People ask this of writers like they’re asking you how long you’re going to try out this bike jump before you give it up in fear of breaking a leg, or a game of Monopoly where you will mortgage Baltic Avenue for four freaking dollars before you give it up and admit you lost. Like it’s just something you do to kill the time or some casual interest you want to dabble in. For whatever reason, there are a lot of people out there who think that writing (or any career in the arts, for that matter) is not a long-term situation. That it’s just something you’re trying out, and one day you’re going to grow out of it and get one of those “real jobs” Karen is always prattling on about. One day you’re going to give it up, put on a sensible skirt, and become a banker or something. Because no one is a writer forever, right?
Wait, what? You’re telling me all those thousands of books lining the shelves in bookstores and libraries were all written by someone? Oh. Well. There goes that theory.

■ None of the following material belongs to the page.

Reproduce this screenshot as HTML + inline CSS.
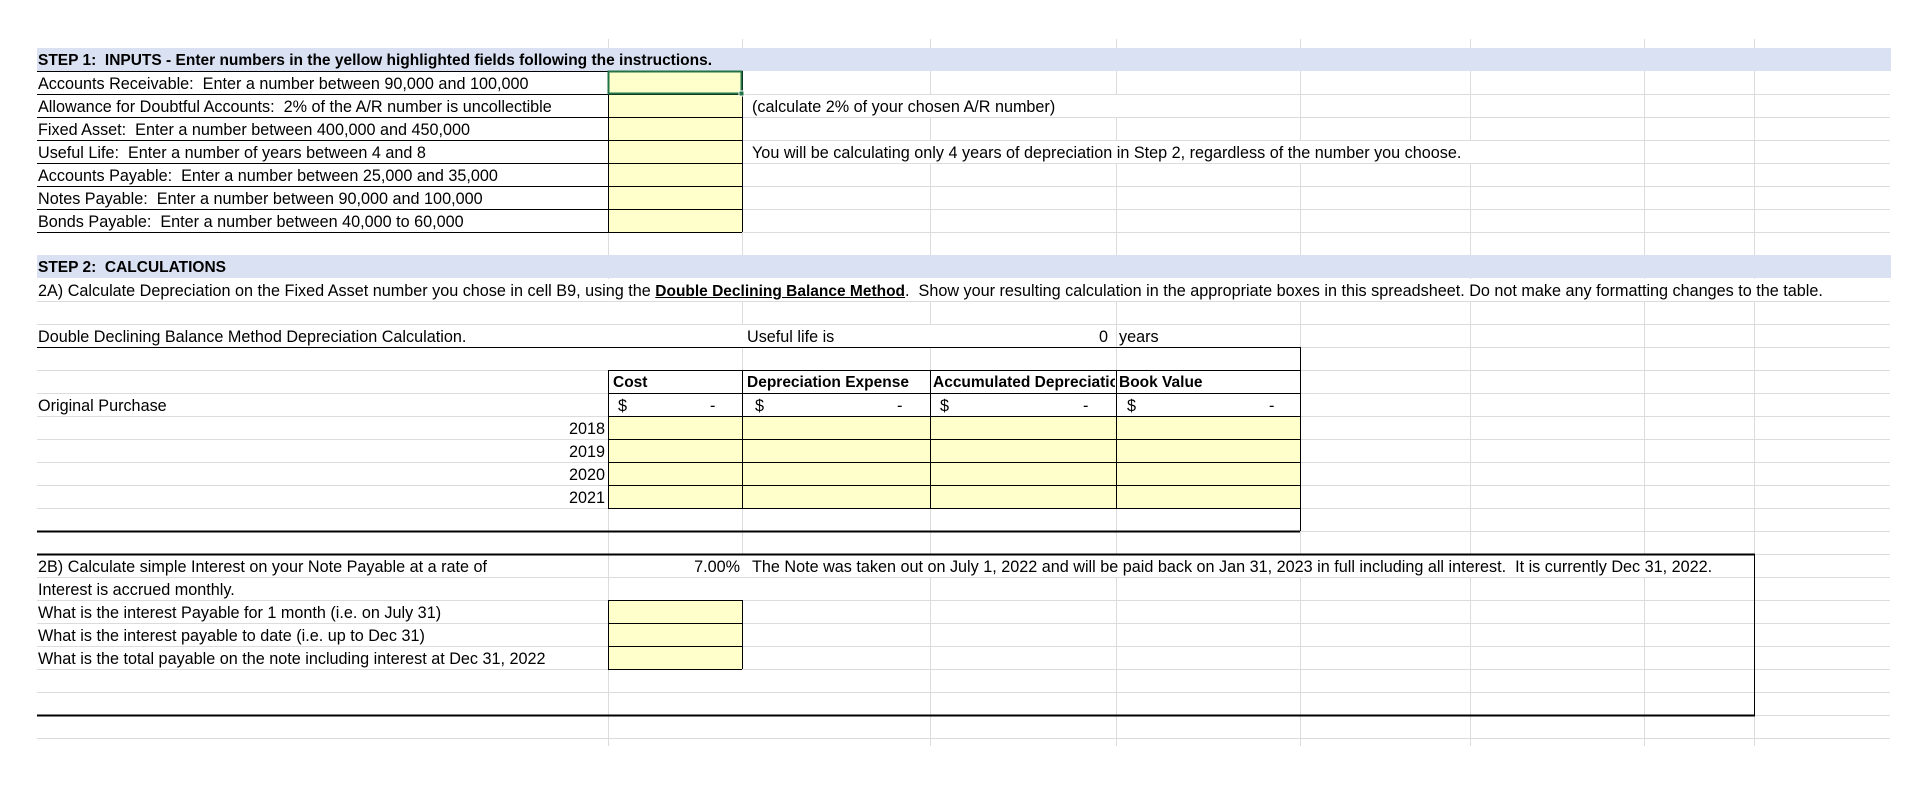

I don’t know why, after all this time, people can’t accept that some people do want to pursue a career in the arts full-time, but here we are. Still answering these questions. So do your best to make Karen understand that it’s not just a silly hobby, or that you’re not just doodling love notes to your imaginary boyfriend in your diary. Maybe one day she’ll be able to accept it.
Writing is hard. And then editing is hard. And then sharing that work with people can be hard. And then on top of all that, answering the somewhat ridiculous questions human beings ask each other…is hard.
Keep your head up. Write your butt off. And to get you through all the inane questions, remember these words to the wise from one of my favorite writers, Kurt Vonnegut.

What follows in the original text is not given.